» **PROBLEM REQUIREMENTS**: Return all entries word for word, but drop any images.

» **MATERIAL FOR THIS EXERCISE**:

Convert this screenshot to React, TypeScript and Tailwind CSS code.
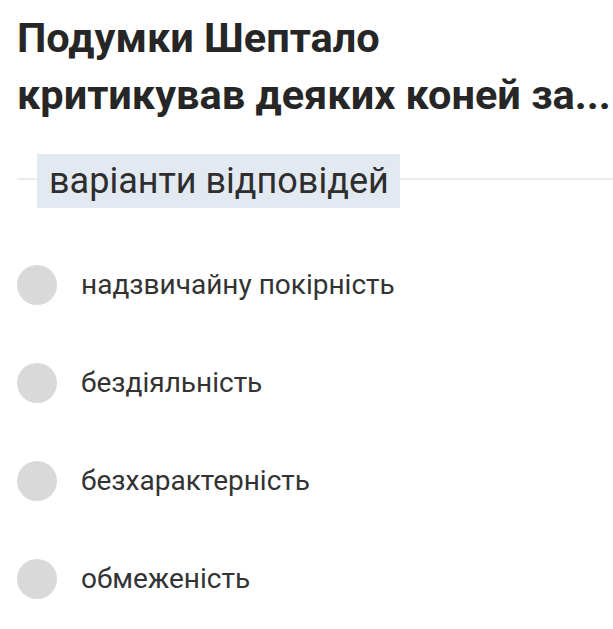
import React from "react";

const options = [
  "надзвичайну покірність",
  "бездіяльність",
  "безхарактерність",
  "обмеженість",
];

export default function App() {
  return (
    <div
      className="w-[613px] h-[629px] bg-white overflow-hidden"
      style={{ fontFamily: "Roboto, 'Noto Sans', sans-serif" }}
    >
      <h1 className="pt-[9px] pl-[17px] text-[41.5px] leading-[57px] font-bold text-[#262626] whitespace-nowrap">
        Подумки Шептало
        <br />
        критикував деяких коней за...
      </h1>
      <div className="relative mt-[31px] h-[54px] pl-[37px] flex items-center">
        <div className="absolute left-[17px] right-0 top-[24px] h-[2px] bg-[#e7ecee]" />
        <div className="relative h-[54px] bg-[#e3e9f1] pl-[12px] pr-[11px] flex items-center text-[36px] text-[#2e2e2e]">
          варіанти відповідей
        </div>
      </div>
      <div className="mt-[28px] flex flex-col">
        {options.map((o) => (
          <div key={o} className="h-[98px] flex items-center pl-[17px]">
            <div className="w-[40px] h-[40px] rounded-full bg-[#d9d9d9] shrink-0" />
            <span className="ml-[24px] text-[28px] text-[#333333]">{o}</span>
          </div>
        ))}
      </div>
    </div>
  );
}
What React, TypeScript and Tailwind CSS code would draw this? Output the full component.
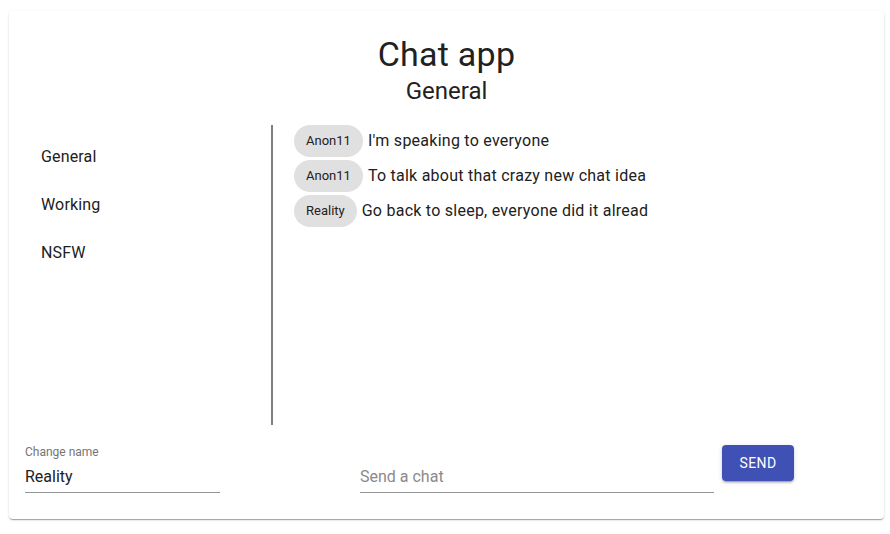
import { useState } from "react";

const messages = [
  { from: "Anon11", msg: "I'm speaking to everyone" },
  { from: "Anon11", msg: "To talk about that crazy new chat idea" },
  { from: "Reality", msg: "Go back to sleep, everyone did it alread" },
];

const topics = ["General", "Working", "NSFW"];

function App() {
  const [name, setName] = useState("Reality");
  const [text, setText] = useState("");

  return (
    <div className="min-h-[534px] bg-white pl-[9px] pt-[11px] font-['Roboto',sans-serif] text-[#212121]">
      <div className="w-[875px] h-[508px] rounded bg-white px-4 pt-[22px] shadow-[0_2px_1px_-1px_rgba(0,0,0,0.2),0_1px_1px_0_rgba(0,0,0,0.14),0_1px_3px_0_rgba(0,0,0,0.12)]">
        <h4 className="text-center text-[34px] leading-[42px] tracking-[0.25px]">Chat app</h4>
        <h5 className="text-center text-[24px] leading-[32px]">General</h5>

        <div className="mt-[18px] flex">
          <div className="w-[248px] h-[300px] border-r-2 border-[#808080]">
            <ul className="py-2">
              {topics.map((t) => (
                <li key={t} className="px-4 py-2">
                  <div className="my-1 text-[16px] leading-6 tracking-[0.15px]">{t}</div>
                </li>
              ))}
            </ul>
          </div>

          <div className="flex-1 pl-[21px]">
            {messages.map((m, i) => (
              <div key={i} className="mb-[3px] flex items-center gap-[5px]">
                <span className="inline-flex h-8 items-center rounded-2xl bg-[#e0e0e0] px-3 text-[13px] text-[#212121]">
                  {m.from}
                </span>
                <span className="text-[16px] leading-6 tracking-[0.25px]">{m.msg}</span>
              </div>
            ))}
          </div>
        </div>

        <div className="mt-5 flex items-start">
          <div className="w-[195px] flex flex-col">
            <label className="h-4 pt-[1px] text-[12px] leading-3 text-[#757575]">Change name</label>
            <input
              className="h-8 pt-[6px] pb-[7px] border-b border-[#949494] text-[16px] text-[#212121] outline-none"
              value={name}
              onChange={(e) => setName(e.target.value)}
            />
          </div>
          <div className="ml-[140px] w-[354px] pt-4">
            <input
              className="w-full h-8 pt-[6px] pb-[7px] border-b border-[#949494] text-[16px] text-[#212121] placeholder:text-[#8a8a8a] outline-none"
              placeholder="Send a chat"
              value={text}
              onChange={(e) => setText(e.target.value)}
            />
          </div>
          <button className="ml-2 h-9 w-[72px] rounded bg-[#3f51b5] text-[14px] font-normal uppercase tracking-[0.4px] text-white shadow-[0_3px_1px_-2px_rgba(0,0,0,0.2),0_2px_2px_0_rgba(0,0,0,0.14),0_1px_5px_0_rgba(0,0,0,0.12)]">
            Send
          </button>
        </div>
      </div>
    </div>
  );
}

export default App;
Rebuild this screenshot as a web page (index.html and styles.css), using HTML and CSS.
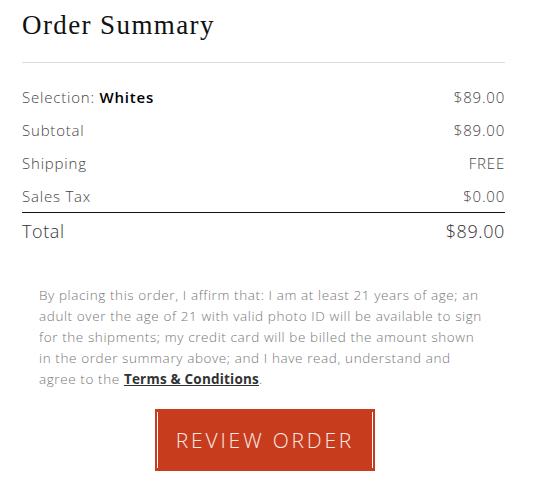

» **CORRECT RESPONSE**:
Convert this screenshot to React, TypeScript and Tailwind CSS code.
import React from "react";

const options = [
  "надзвичайну покірність",
  "бездіяльність",
  "безхарактерність",
  "обмеженість",
];

export default function App() {
  return (
    <div
      className="w-[613px] h-[629px] bg-white overflow-hidden"
      style={{ fontFamily: "Roboto, 'Noto Sans', sans-serif" }}
    >
      <h1 className="pt-[9px] pl-[17px] text-[41.5px] leading-[57px] font-bold text-[#262626] whitespace-nowrap">
        Подумки Шептало
        <br />
        критикував деяких коней за...
      </h1>
      <div className="relative mt-[31px] h-[54px] pl-[37px] flex items-center">
        <div className="absolute left-[17px] right-0 top-[24px] h-[2px] bg-[#e7ecee]" />
        <div className="relative h-[54px] bg-[#e3e9f1] pl-[12px] pr-[11px] flex items-center text-[36px] text-[#2e2e2e]">
          варіанти відповідей
        </div>
      </div>
      <div className="mt-[28px] flex flex-col">
        {options.map((o) => (
          <div key={o} className="h-[98px] flex items-center pl-[17px]">
            <div className="w-[40px] h-[40px] rounded-full bg-[#d9d9d9] shrink-0" />
            <span className="ml-[24px] text-[28px] text-[#333333]">{o}</span>
          </div>
        ))}
      </div>
    </div>
  );
}
What React, TypeScript and Tailwind CSS code would draw this? Output the full component.
import { useState } from "react";

const messages = [
  { from: "Anon11", msg: "I'm speaking to everyone" },
  { from: "Anon11", msg: "To talk about that crazy new chat idea" },
  { from: "Reality", msg: "Go back to sleep, everyone did it alread" },
];

const topics = ["General", "Working", "NSFW"];

function App() {
  const [name, setName] = useState("Reality");
  const [text, setText] = useState("");

  return (
    <div className="min-h-[534px] bg-white pl-[9px] pt-[11px] font-['Roboto',sans-serif] text-[#212121]">
      <div className="w-[875px] h-[508px] rounded bg-white px-4 pt-[22px] shadow-[0_2px_1px_-1px_rgba(0,0,0,0.2),0_1px_1px_0_rgba(0,0,0,0.14),0_1px_3px_0_rgba(0,0,0,0.12)]">
        <h4 className="text-center text-[34px] leading-[42px] tracking-[0.25px]">Chat app</h4>
        <h5 className="text-center text-[24px] leading-[32px]">General</h5>

        <div className="mt-[18px] flex">
          <div className="w-[248px] h-[300px] border-r-2 border-[#808080]">
            <ul className="py-2">
              {topics.map((t) => (
                <li key={t} className="px-4 py-2">
                  <div className="my-1 text-[16px] leading-6 tracking-[0.15px]">{t}</div>
                </li>
              ))}
            </ul>
          </div>

          <div className="flex-1 pl-[21px]">
            {messages.map((m, i) => (
              <div key={i} className="mb-[3px] flex items-center gap-[5px]">
                <span className="inline-flex h-8 items-center rounded-2xl bg-[#e0e0e0] px-3 text-[13px] text-[#212121]">
                  {m.from}
                </span>
                <span className="text-[16px] leading-6 tracking-[0.25px]">{m.msg}</span>
              </div>
            ))}
          </div>
        </div>

        <div className="mt-5 flex items-start">
          <div className="w-[195px] flex flex-col">
            <label className="h-4 pt-[1px] text-[12px] leading-3 text-[#757575]">Change name</label>
            <input
              className="h-8 pt-[6px] pb-[7px] border-b border-[#949494] text-[16px] text-[#212121] outline-none"
              value={name}
              onChange={(e) => setName(e.target.value)}
            />
          </div>
          <div className="ml-[140px] w-[354px] pt-4">
            <input
              className="w-full h-8 pt-[6px] pb-[7px] border-b border-[#949494] text-[16px] text-[#212121] placeholder:text-[#8a8a8a] outline-none"
              placeholder="Send a chat"
              value={text}
              onChange={(e) => setText(e.target.value)}
            />
          </div>
          <button className="ml-2 h-9 w-[72px] rounded bg-[#3f51b5] text-[14px] font-normal uppercase tracking-[0.4px] text-white shadow-[0_3px_1px_-2px_rgba(0,0,0,0.2),0_2px_2px_0_rgba(0,0,0,0.14),0_1px_5px_0_rgba(0,0,0,0.12)]">
            Send
          </button>
        </div>
      </div>
    </div>
  );
}

export default App;
Rebuild this screenshot as a web page (index.html and styles.css), using HTML and CSS.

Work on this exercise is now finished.